Je sais que ces problèmes sont parmi les plus first world problem qu’on pourrait avoir (oh quelle horreur, vos enceintes intelligentes ne fonctionnent pas! quelle dommage!11!!1), mais mon attitude vers la technologie pourrait être résumée ainsi: elle devrait être tellement facile à utiliser qu’on ne se rend pas compte à quel point on dépend d’elle. Et chaque fois que mon enceinte intelligente me dit “Excusez-moi, je ne comprends pas.”, l’illusion s’effondre un petit peu plus.

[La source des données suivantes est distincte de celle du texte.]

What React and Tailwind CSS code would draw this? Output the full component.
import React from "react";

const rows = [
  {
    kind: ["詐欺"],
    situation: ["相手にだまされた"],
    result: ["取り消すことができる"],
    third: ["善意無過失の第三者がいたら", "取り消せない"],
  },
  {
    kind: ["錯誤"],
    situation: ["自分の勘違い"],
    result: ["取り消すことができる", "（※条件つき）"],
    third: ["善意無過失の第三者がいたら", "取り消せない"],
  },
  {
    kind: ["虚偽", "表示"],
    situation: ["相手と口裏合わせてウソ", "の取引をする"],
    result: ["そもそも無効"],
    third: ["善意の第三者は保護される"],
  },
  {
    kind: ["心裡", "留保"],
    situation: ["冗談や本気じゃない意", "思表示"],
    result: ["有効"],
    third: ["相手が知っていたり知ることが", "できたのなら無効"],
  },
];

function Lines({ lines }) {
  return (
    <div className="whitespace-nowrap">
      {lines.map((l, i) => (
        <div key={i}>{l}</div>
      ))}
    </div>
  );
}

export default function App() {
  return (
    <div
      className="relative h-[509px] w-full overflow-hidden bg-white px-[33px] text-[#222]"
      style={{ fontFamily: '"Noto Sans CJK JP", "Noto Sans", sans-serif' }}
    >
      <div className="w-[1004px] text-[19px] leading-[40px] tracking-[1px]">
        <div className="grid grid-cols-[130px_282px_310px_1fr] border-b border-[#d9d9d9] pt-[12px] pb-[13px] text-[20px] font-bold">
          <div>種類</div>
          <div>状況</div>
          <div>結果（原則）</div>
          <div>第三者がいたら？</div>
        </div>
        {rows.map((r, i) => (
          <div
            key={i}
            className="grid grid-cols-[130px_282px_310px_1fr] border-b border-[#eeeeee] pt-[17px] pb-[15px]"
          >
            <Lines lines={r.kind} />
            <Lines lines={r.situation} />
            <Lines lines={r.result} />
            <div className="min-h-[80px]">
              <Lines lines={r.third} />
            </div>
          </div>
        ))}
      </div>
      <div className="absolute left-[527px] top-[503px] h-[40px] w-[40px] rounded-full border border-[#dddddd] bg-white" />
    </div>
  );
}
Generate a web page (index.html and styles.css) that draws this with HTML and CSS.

Il faut cependant reconnaître tous les avantages qu’apporte la technologie aussi pour les personnes qui savent parler ou veulent apprendre à parler plusieurs langues. Je ne pense pas que j’aurais appris à parler le français sans toutes les “baladodiffusions” (ouache ça, c’est un mot qui devrait vraiment emprunter à son équivalent anglais) disponibles, gratuits, sur l’Internet (particulièrement Le rendez-vous tech et Les années lumière). Ma liseuse m’a donné la chance de lire la littérature dans les langues étrangères sans avoir besoin d’un dictionnaire toujours à ma portée. Les forums et site web en ligne sont abondants, où je suis exposé à un champ lexical plus informel. Et finalement, bien sûr, l’humble téléphone, que j’utilise pour me connecter avec ma famille qui est separée par un océan.
Moi, j’ai tendance à être optimiste. Je suis profondément intéressé par l’interaction entre les êtres humains et la technologie, et je crois que la compréhension et la reconnaissance de l’existence de plusieurs langues facilitera considérablement cette interaction.